▶ **Exercise task**: Your task is to repeat the entries word for word while leaving out the pictures.

▶ **The records**:
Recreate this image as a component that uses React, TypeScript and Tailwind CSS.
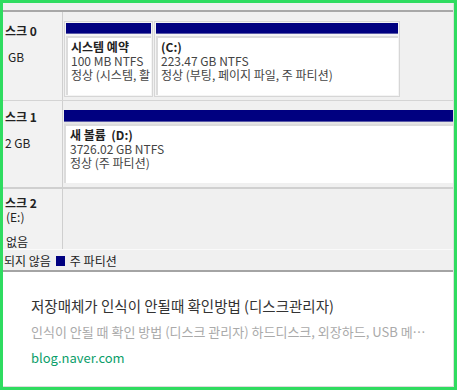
const KR = "font-['Noto_Sans_CJK_KR','Noto_Sans',sans-serif]";

function Partition({ width, lines }: { width: string; lines: [string, string, string] }) {
  return (
    <div className={`${width} flex flex-col shrink-0 border border-[#d6d6d6] bg-[#f4f4f4] p-px`}>
      <div className="h-[11px] bg-[#000080] border-b border-[#5a5aa8]" />
      <div className="h-[2px]" />
      <div className="flex-1 bg-white border-l-2 border-t-2 border-[#dcdcdc] pl-[3px] pt-[2px] text-[12px] leading-[14px] text-[#444] whitespace-nowrap overflow-hidden">
        <div className="font-bold text-[#222]">{lines[0]}</div>
        <div>{lines[1]}</div>
        <div>{lines[2]}</div>
      </div>
    </div>
  );
}

function DiskLabel({ children }: { children: React.ReactNode }) {
  return (
    <div className="w-[60px] h-full shrink-0 border-r border-[#cfcfcf] bg-[#f2f2f2] text-[12px] leading-[14px] text-[#222] overflow-hidden">
      {children}
    </div>
  );
}

export default function App() {
  return (
    <div className={`w-[457px] h-[390px] bg-white ${KR}`}>
      <div className="w-full h-full border-[3px] border-[#2fdc60] flex flex-col">
        <div className="flex-1 flex flex-col border-r border-b border-[#dcdcdc] overflow-hidden">
          {/* disk management capture */}
          <div className="h-[269px] shrink-0 flex flex-col bg-[#f0f0f0] border-b-2 border-[#a4a4a4]">
            <div className="h-[7px] bg-[#f0f0f0]" />
            <div className="h-[2px] bg-[#a8a8a8]" />

            {/* disk 0 */}
            <div className="h-[90px] flex border-b border-[#d4d4d4]">
              <DiskLabel>
                <div className="pt-[12px] pl-[2px] font-bold">스크 0</div>
                <div className="pt-[12px] pl-[5px]">GB</div>
              </DiskLabel>
              <div className="flex-1 flex gap-[1px] pl-[1px] pt-[9px] pb-[3px]">
                <Partition width="w-[89px]" lines={["시스템 예약", "100 MB NTFS", "정상 (시스템, 활"]} />
                <Partition width="w-[246px]" lines={["  (C:)", "223.47 GB NTFS", "정상 (부팅, 페이지 파일, 주 파티션)"]} />
              </div>
            </div>

            {/* disk 1 */}
            <div className="h-[89px] flex border-b-2 border-[#d0d0d0]">
              <DiskLabel>
                <div className="pt-[9px] pl-[2px] font-bold">스크 1</div>
                <div className="pt-[12px] pl-[2px]">2 GB</div>
              </DiskLabel>
              <div className="flex-1 flex flex-col pl-[1px] pt-[9px] pb-[4px]">
                <div className="h-[12px] bg-[#000080] border-b border-[#5a5aa8]" />
                <div className="h-[2px] bg-[#e4e4e4]" />
                <div className="flex-1 bg-white border-l-2 border-t-2 border-[#dcdcdc] pl-[4px] pt-[2px] text-[12px] leading-[14px] text-[#444]">
                  <div className="font-bold text-[#222]">새 볼륨&nbsp;&nbsp;(D:)</div>
                  <div>3726.02 GB NTFS</div>
                  <div>정상 (주 파티션)</div>
                </div>
              </div>
            </div>

            {/* disk 2 */}
            <div className="h-[62px] flex border-b border-[#fafafa]">
              <DiskLabel>
                <div className="pt-[7px] pl-[2px] font-bold">스크 2</div>
                <div className="pl-[3px]">(E:)</div>
                <div className="pt-[11px] pl-[3px]">없음</div>
              </DiskLabel>
              <div className="flex-1" />
            </div>

            {/* legend */}
            <div className="flex-1 flex items-center pt-[2px] text-[12px] text-[#222] pl-[1px]">
              <span>되지 않음</span>
              <span className="ml-[5px] w-[9px] h-[10px] bg-[#000080]" />
              <span className="ml-[5px]">주 파티션</span>
            </div>
          </div>

          {/* text */}
          <div className="flex-1 flex flex-col pl-[28px] pt-[24px]">
            <div className="text-[14.5px] leading-[20px] text-[#333]">저장매체가 인식이 안될때 확인방법 (디스크관리자)</div>
            <div className="mt-[7px] text-[13px] leading-[18px] text-[#aaa] whitespace-nowrap">
              인식이 안될 때 확인 방법 (디스크 관리자) 하드디스크, 외장하드, USB 메⋯
            </div>
            <div className="mt-[8px] text-[13px] leading-[18px] text-[#0b9e6a]">blog.naver.com</div>
          </div>
        </div>
      </div>
    </div>
  );
}
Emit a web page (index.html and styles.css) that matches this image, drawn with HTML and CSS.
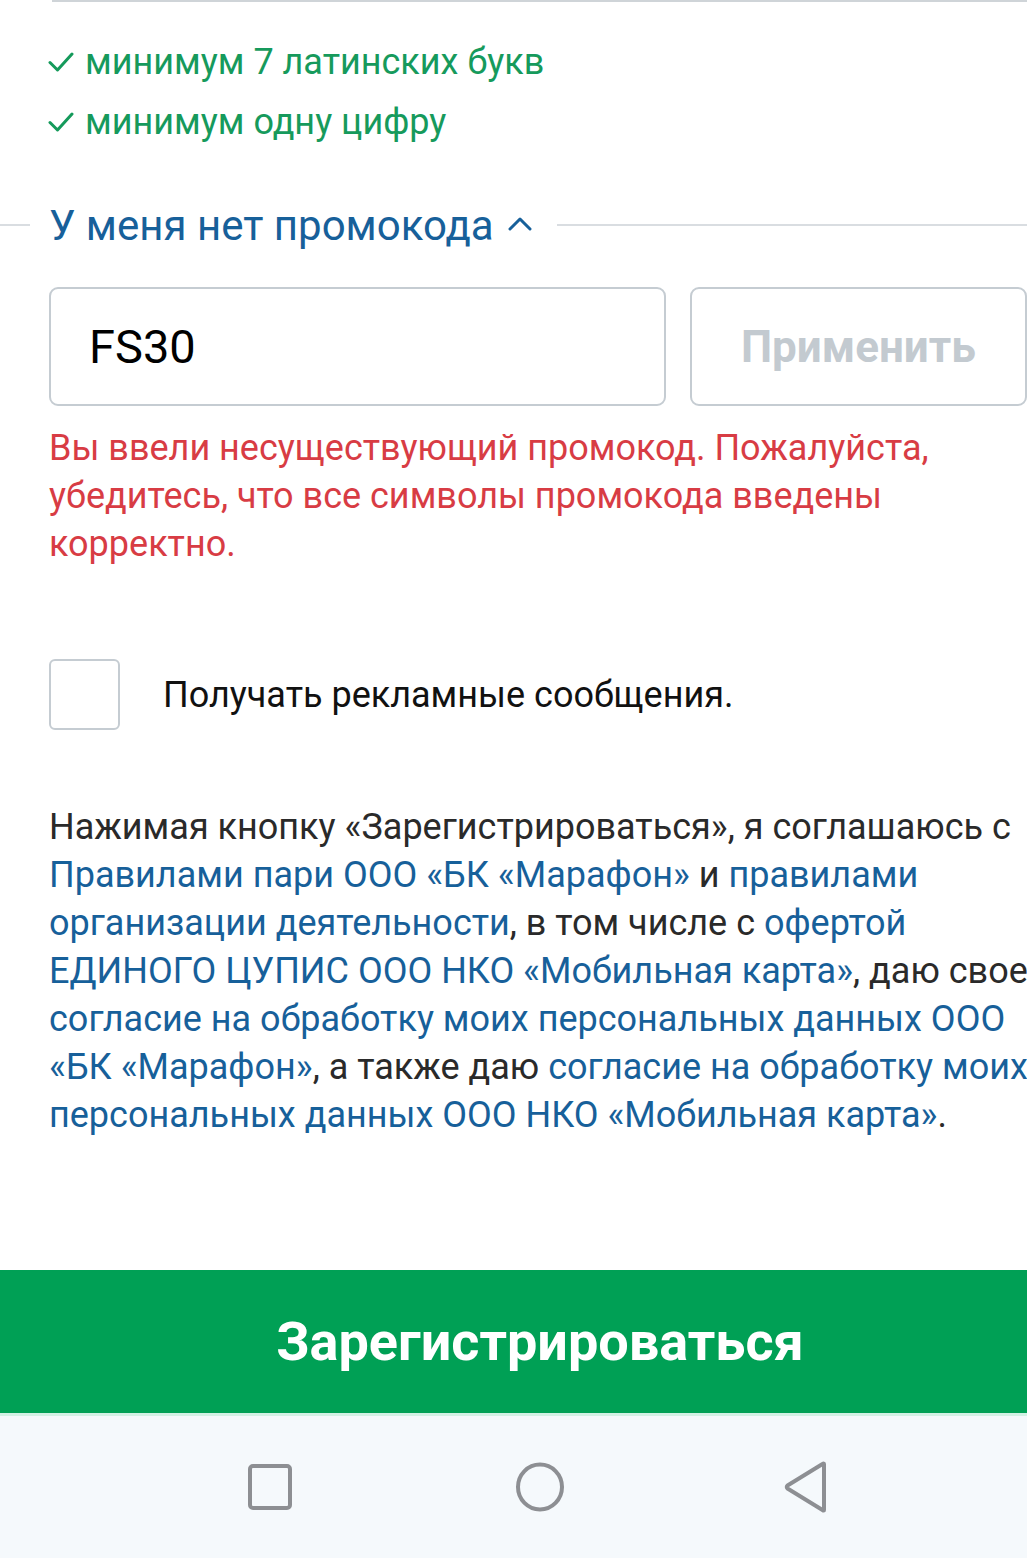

▶ **Expected answer**:
Recreate this image as a component that uses React, TypeScript and Tailwind CSS.
const KR = "font-['Noto_Sans_CJK_KR','Noto_Sans',sans-serif]";

function Partition({ width, lines }: { width: string; lines: [string, string, string] }) {
  return (
    <div className={`${width} flex flex-col shrink-0 border border-[#d6d6d6] bg-[#f4f4f4] p-px`}>
      <div className="h-[11px] bg-[#000080] border-b border-[#5a5aa8]" />
      <div className="h-[2px]" />
      <div className="flex-1 bg-white border-l-2 border-t-2 border-[#dcdcdc] pl-[3px] pt-[2px] text-[12px] leading-[14px] text-[#444] whitespace-nowrap overflow-hidden">
        <div className="font-bold text-[#222]">{lines[0]}</div>
        <div>{lines[1]}</div>
        <div>{lines[2]}</div>
      </div>
    </div>
  );
}

function DiskLabel({ children }: { children: React.ReactNode }) {
  return (
    <div className="w-[60px] h-full shrink-0 border-r border-[#cfcfcf] bg-[#f2f2f2] text-[12px] leading-[14px] text-[#222] overflow-hidden">
      {children}
    </div>
  );
}

export default function App() {
  return (
    <div className={`w-[457px] h-[390px] bg-white ${KR}`}>
      <div className="w-full h-full border-[3px] border-[#2fdc60] flex flex-col">
        <div className="flex-1 flex flex-col border-r border-b border-[#dcdcdc] overflow-hidden">
          {/* disk management capture */}
          <div className="h-[269px] shrink-0 flex flex-col bg-[#f0f0f0] border-b-2 border-[#a4a4a4]">
            <div className="h-[7px] bg-[#f0f0f0]" />
            <div className="h-[2px] bg-[#a8a8a8]" />

            {/* disk 0 */}
            <div className="h-[90px] flex border-b border-[#d4d4d4]">
              <DiskLabel>
                <div className="pt-[12px] pl-[2px] font-bold">스크 0</div>
                <div className="pt-[12px] pl-[5px]">GB</div>
              </DiskLabel>
              <div className="flex-1 flex gap-[1px] pl-[1px] pt-[9px] pb-[3px]">
                <Partition width="w-[89px]" lines={["시스템 예약", "100 MB NTFS", "정상 (시스템, 활"]} />
                <Partition width="w-[246px]" lines={["  (C:)", "223.47 GB NTFS", "정상 (부팅, 페이지 파일, 주 파티션)"]} />
              </div>
            </div>

            {/* disk 1 */}
            <div className="h-[89px] flex border-b-2 border-[#d0d0d0]">
              <DiskLabel>
                <div className="pt-[9px] pl-[2px] font-bold">스크 1</div>
                <div className="pt-[12px] pl-[2px]">2 GB</div>
              </DiskLabel>
              <div className="flex-1 flex flex-col pl-[1px] pt-[9px] pb-[4px]">
                <div className="h-[12px] bg-[#000080] border-b border-[#5a5aa8]" />
                <div className="h-[2px] bg-[#e4e4e4]" />
                <div className="flex-1 bg-white border-l-2 border-t-2 border-[#dcdcdc] pl-[4px] pt-[2px] text-[12px] leading-[14px] text-[#444]">
                  <div className="font-bold text-[#222]">새 볼륨&nbsp;&nbsp;(D:)</div>
                  <div>3726.02 GB NTFS</div>
                  <div>정상 (주 파티션)</div>
                </div>
              </div>
            </div>

            {/* disk 2 */}
            <div className="h-[62px] flex border-b border-[#fafafa]">
              <DiskLabel>
                <div className="pt-[7px] pl-[2px] font-bold">스크 2</div>
                <div className="pl-[3px]">(E:)</div>
                <div className="pt-[11px] pl-[3px]">없음</div>
              </DiskLabel>
              <div className="flex-1" />
            </div>

            {/* legend */}
            <div className="flex-1 flex items-center pt-[2px] text-[12px] text-[#222] pl-[1px]">
              <span>되지 않음</span>
              <span className="ml-[5px] w-[9px] h-[10px] bg-[#000080]" />
              <span className="ml-[5px]">주 파티션</span>
            </div>
          </div>

          {/* text */}
          <div className="flex-1 flex flex-col pl-[28px] pt-[24px]">
            <div className="text-[14.5px] leading-[20px] text-[#333]">저장매체가 인식이 안될때 확인방법 (디스크관리자)</div>
            <div className="mt-[7px] text-[13px] leading-[18px] text-[#aaa] whitespace-nowrap">
              인식이 안될 때 확인 방법 (디스크 관리자) 하드디스크, 외장하드, USB 메⋯
            </div>
            <div className="mt-[8px] text-[13px] leading-[18px] text-[#0b9e6a]">blog.naver.com</div>
          </div>
        </div>
      </div>
    </div>
  );
}
Emit a web page (index.html and styles.css) that matches this image, drawn with HTML and CSS.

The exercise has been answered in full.